Change 3 - Command-line arguments

The original code has two command-line args that we have changed:

--queue=n

In the original, this sets the single NIC channel to attach to. If you wanted to run more channels you would need to launch multiple instances of the app, but that then has its own UMEM and stuff.

In the Multi-FCQ build, this is now changed to be the "starting" NIC channel. If we create more XSK's, this is incremented by the XSK instance number.

--shared-umem is now --channels=N

In the original, this sets "shared umem" mode which created MAX_SOCKS XSK sockets that were still bound to the single channel specified by --queue=n. MAX_SOCKS XSK sockets were created whether you wanted them or not.

In the Multi-FCQ build, this is now changed to be the number of NIC channels to bind to. If we specify --queue=1 --channels=4, we'll bind to channels 1-4. (Note channels are indexed from zero!)

This is the basis for facilitating Multi-FCQ.

Change 4 - UMEM allocation

In the original code, UMEM allocation size is NUM_FRAMES * opt_frame_size [A].

In the Multi-FCQ build, we extend this to be (NUM_FRAMES * opt_frame_size) * opt_num_xsks [B]. This is so each XSK socket gets its own area of the UMEM allocation, offset by the XSK index.

The XSK umem offset is calculated via xsk_index * (NUM_FRAMES * opt_frame_size) [C] which is stored in the struct xsk_socket_info structure. If [A] calculates to 1024, and we have 2 XSKs, then [B] would be calculated at 2048. Thus, [C] for XSK0 would point to 0, and [C] for XSK1 would point to 1024.

This mechanism allows unique descriptor offsets can be calculated for each XSK FQ to maintain thread safety.

Change 5 - UMEM fq/cq position

The original code stores fq/cq in struct xsk_umem_info. The FQ was filled after UMEM is allocated, but before any XSK sockets are open.

In the Multi-FCQ build, additioanl fq/cq's are now stored in struct xsk_socket_info. The main UMEM FQ is no longer filled before XSK creation, and instead each dedicated XSK FQ is filled once all XSK's are created.

Change 6 - XSK mapping to kernel app

The original code inserts XSK FD's into the kernel xsks_map indexed by the XSK index, and the kernel app simply round-robins through on a packet-by-packet basis.

In the Multi-FCQ build, this logic is amended to insert the XSK FD's into the kernel xsks_map indexed instead by channel ID, so packets received on a channel can be redirected properly to the respective XSK bound to that channel.

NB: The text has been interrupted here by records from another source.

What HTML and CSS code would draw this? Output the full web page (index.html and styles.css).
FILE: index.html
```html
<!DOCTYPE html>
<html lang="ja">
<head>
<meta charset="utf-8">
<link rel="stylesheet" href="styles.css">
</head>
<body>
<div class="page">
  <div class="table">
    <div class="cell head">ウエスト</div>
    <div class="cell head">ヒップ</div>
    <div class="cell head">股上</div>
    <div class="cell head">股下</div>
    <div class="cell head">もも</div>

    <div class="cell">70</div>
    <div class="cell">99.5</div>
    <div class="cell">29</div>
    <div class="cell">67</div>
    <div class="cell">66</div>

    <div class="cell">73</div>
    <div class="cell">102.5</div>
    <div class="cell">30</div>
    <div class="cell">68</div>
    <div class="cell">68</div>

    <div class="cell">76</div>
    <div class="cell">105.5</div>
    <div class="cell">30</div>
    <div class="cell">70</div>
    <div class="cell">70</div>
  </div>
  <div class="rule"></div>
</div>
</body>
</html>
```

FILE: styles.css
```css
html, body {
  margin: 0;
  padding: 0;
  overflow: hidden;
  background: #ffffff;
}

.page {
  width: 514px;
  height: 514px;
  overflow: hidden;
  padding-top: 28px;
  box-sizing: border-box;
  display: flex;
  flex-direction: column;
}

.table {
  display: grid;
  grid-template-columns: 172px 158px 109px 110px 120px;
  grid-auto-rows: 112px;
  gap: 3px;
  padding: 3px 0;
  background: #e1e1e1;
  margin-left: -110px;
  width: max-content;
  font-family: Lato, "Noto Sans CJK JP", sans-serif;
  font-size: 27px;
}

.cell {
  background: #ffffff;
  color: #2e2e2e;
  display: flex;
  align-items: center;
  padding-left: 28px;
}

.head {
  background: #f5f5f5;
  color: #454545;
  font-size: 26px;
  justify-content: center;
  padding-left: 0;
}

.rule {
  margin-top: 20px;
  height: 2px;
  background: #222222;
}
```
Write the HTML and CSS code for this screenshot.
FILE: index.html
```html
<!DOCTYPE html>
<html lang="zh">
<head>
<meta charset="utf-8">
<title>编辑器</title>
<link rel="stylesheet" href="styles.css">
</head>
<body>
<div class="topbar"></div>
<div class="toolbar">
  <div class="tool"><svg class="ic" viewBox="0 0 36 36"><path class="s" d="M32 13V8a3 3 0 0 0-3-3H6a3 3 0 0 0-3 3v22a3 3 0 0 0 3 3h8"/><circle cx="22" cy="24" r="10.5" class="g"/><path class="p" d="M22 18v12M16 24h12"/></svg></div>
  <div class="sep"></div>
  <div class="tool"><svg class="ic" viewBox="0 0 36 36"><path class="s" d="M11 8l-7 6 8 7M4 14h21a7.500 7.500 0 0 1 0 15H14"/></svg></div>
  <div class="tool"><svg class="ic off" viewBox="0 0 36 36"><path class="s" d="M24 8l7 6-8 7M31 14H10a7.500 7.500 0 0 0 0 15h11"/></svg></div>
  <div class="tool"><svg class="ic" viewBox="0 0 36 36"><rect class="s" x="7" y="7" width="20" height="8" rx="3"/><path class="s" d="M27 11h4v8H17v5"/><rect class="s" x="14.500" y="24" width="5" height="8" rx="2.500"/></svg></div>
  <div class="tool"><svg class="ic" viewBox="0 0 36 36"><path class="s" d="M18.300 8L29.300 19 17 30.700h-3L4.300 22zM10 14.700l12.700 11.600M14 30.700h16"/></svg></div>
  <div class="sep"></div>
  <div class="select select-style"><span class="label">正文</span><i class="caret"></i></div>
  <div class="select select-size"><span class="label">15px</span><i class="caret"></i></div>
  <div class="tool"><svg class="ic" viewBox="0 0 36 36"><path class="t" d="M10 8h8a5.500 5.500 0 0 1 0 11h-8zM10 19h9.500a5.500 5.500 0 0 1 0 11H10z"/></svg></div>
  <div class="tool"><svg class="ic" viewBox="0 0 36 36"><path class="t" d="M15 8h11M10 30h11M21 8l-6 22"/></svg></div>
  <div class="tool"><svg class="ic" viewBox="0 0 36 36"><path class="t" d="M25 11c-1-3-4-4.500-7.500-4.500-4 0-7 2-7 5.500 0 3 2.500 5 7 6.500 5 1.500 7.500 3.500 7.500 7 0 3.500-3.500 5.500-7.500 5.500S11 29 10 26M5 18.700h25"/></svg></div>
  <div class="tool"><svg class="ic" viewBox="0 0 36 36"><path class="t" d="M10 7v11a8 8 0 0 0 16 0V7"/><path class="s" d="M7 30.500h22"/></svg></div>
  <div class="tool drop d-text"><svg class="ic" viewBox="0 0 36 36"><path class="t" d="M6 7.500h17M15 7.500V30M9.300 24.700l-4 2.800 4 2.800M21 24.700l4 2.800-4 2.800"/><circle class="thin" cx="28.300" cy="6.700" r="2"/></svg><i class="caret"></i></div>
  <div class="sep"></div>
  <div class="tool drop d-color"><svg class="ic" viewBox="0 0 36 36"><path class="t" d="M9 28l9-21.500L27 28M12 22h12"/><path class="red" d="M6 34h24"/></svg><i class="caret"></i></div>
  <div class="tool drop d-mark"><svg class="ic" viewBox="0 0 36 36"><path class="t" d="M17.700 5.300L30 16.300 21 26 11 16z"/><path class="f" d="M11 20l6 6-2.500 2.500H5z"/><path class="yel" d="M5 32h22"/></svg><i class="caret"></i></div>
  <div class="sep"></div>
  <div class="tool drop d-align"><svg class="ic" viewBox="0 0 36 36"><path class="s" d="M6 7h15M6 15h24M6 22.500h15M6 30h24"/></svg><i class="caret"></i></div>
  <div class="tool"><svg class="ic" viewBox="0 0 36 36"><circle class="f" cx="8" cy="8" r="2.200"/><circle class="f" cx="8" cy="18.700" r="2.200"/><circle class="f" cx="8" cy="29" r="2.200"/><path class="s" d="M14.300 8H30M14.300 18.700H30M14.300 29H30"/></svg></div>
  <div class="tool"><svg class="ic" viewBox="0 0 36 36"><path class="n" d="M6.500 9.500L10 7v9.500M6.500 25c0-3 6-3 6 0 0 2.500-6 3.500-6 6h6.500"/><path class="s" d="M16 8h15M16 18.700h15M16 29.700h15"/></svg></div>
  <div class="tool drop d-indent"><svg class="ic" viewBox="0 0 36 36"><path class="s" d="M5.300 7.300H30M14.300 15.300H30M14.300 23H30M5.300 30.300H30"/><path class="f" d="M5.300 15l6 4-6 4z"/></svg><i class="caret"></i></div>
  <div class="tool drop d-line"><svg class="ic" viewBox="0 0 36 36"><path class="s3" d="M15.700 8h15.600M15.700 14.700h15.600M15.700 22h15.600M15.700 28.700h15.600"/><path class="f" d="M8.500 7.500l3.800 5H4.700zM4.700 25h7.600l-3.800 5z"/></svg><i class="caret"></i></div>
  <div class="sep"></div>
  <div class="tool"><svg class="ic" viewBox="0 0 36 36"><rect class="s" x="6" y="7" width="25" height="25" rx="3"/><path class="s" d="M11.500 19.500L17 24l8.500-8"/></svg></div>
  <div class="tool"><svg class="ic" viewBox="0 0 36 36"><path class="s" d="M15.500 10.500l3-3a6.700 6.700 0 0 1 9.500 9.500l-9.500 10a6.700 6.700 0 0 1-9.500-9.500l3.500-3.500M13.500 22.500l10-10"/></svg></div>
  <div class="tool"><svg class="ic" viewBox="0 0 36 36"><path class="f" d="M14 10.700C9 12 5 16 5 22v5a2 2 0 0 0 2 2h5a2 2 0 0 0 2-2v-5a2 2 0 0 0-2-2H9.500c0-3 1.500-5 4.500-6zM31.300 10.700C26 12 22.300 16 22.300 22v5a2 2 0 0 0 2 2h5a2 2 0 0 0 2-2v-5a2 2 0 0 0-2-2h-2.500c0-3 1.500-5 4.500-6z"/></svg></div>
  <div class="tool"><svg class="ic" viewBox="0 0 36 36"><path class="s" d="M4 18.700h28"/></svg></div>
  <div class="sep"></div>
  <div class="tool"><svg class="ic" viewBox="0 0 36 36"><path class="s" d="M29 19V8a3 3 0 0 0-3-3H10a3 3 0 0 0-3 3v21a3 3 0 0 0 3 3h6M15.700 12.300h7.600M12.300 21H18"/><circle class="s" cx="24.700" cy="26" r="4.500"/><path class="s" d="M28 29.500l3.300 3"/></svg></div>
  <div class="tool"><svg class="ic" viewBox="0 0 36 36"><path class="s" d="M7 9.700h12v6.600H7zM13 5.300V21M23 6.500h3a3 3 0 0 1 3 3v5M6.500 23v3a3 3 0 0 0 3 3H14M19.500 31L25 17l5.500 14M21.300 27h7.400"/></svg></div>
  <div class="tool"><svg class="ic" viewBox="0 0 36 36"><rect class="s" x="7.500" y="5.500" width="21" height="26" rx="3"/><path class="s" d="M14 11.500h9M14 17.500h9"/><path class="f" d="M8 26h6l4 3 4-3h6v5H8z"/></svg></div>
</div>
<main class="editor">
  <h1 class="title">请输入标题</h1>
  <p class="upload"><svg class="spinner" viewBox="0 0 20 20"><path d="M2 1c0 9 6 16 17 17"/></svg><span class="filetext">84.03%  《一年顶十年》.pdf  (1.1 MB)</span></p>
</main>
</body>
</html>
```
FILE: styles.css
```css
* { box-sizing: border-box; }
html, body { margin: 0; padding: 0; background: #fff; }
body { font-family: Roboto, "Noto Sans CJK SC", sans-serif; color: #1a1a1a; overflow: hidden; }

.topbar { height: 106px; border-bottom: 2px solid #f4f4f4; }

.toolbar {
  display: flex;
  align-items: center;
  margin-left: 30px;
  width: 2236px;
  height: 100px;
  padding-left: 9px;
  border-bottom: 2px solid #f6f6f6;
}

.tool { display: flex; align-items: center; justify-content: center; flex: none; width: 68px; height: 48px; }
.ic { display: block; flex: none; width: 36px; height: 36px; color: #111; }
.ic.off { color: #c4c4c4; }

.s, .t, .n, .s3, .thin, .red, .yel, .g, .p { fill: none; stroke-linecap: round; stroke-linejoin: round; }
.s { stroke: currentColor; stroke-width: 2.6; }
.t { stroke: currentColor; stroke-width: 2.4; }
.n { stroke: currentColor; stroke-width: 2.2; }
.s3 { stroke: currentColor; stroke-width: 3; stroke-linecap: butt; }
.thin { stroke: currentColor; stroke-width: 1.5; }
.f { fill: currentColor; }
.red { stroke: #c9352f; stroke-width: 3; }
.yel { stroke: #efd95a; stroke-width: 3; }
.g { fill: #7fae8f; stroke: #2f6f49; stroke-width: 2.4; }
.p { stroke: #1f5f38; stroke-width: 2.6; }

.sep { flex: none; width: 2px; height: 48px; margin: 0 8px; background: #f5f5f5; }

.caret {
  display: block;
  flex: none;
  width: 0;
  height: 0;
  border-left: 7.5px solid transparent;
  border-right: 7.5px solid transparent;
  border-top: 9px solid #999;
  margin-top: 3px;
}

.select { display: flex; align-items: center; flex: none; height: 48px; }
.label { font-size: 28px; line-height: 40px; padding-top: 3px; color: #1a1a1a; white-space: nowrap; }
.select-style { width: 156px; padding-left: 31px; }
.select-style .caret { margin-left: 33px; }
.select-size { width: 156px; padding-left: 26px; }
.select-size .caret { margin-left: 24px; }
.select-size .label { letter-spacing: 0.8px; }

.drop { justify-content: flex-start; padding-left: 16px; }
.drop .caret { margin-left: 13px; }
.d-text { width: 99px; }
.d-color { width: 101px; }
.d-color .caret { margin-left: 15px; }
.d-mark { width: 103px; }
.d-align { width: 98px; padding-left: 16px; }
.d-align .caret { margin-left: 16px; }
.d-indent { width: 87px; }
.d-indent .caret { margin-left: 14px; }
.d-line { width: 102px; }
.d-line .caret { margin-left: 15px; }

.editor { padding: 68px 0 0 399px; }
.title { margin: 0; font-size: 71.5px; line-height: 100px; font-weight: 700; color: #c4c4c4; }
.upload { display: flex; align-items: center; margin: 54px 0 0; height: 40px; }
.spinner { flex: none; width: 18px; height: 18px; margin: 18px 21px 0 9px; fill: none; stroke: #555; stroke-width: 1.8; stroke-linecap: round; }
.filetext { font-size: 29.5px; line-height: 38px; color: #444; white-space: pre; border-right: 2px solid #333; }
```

Change 7 - Kernel eBPF code

The original eBPF/kernel app just round-robins through MAX_SOCKS XSKs and redirects into the xsks_map, whether or not there is an XSK socket actually established.

In the Multi-FCQ build, this logic is amended to instead lookup the rx_queue_index instead, and redirect to the appropriate XSK socket.

In both Multi-FCQ and Single-FCQ builds, we now "lookup" a key before blindly redirecting to one.

Change 8 - Debug messages in eBPF

The original eBPF/kernel app just does its thing. However, that's quite difficult to observe.

In the revised code, the odbpf_debug() macro has come over from OpenDefender so we can print messages to a trace buffer to check what's happening. This macro is enabled in a debug build, and disabled otherwise.

As noted above, we also lookup an xsks_map key first, and log the output, rather than just redirect blindly.

Change 9 - ARP is passed in eBPF

In the original eBPF/kernel code, ARP is not handled. Fine if you're hard-wired into a port, but not if you're using switches.

In the revised code, we specifically look for ARP packets and XDP_PASS them to the Kernel so switches work. All other traffic is redirected, however.

How to build

The build.sh script produces a "single FCQ" build and a "multi FCQ" build of both user space app and kernel eBPF code. The script also pulls xdptools and libbpf in and compiles them first.

Command-line arguments

--max-xsk N

Sets MAX_SOCKS to N in both user-space and kernel-space code. This replaces the hard-defined MAX_SOCKS 8 in the upstream code.

In the Single-FCQ build, this means --shared-umem will create N sockets whether you want them or not.

In the Multi-FCQ build, this means --channels=X is constrained to (X <= N).

--debug

Compiles with -DUSE_DEBUGMODE=1.

In the kernel app, this turns on the odbpf_debug() macro for printing trace msgs. In the user app, this turns on a warning (because eBPF won't run fast when printing trace msgs!)

--tar

Automatically zips compiled objects into xdpsock.tar.gz for SCP to a target server.

--nodeps

Disables continual re-compilation of libbpf and libxdp. (For the first build, do not use this).

--check

Checks you have some important headers. (Remember to install them.)

Example

[ajm@rocky8dev xdpsock-sample]$ ./build.sh --max-xsk 8 --tar
Checking headers...
 Checking: /usr/include/sys/capability.h
 Checking: /usr/include/pthread.h
Got all headers.
Submodule path 'xdp-tools': checked out '64550eef56d20a03bd081e6d20a4837af3a229c9'
Submodule path 'xdp-tools/lib/libbpf': checked out '533c7666eb728e289abc2e6bf9ecf1186051d7d0'
Reinitialized existing Git repository in /home/ajm/xdpsock-sample/.git/modules/xdptools/
git: 'update' is not a git command. See 'git --help'.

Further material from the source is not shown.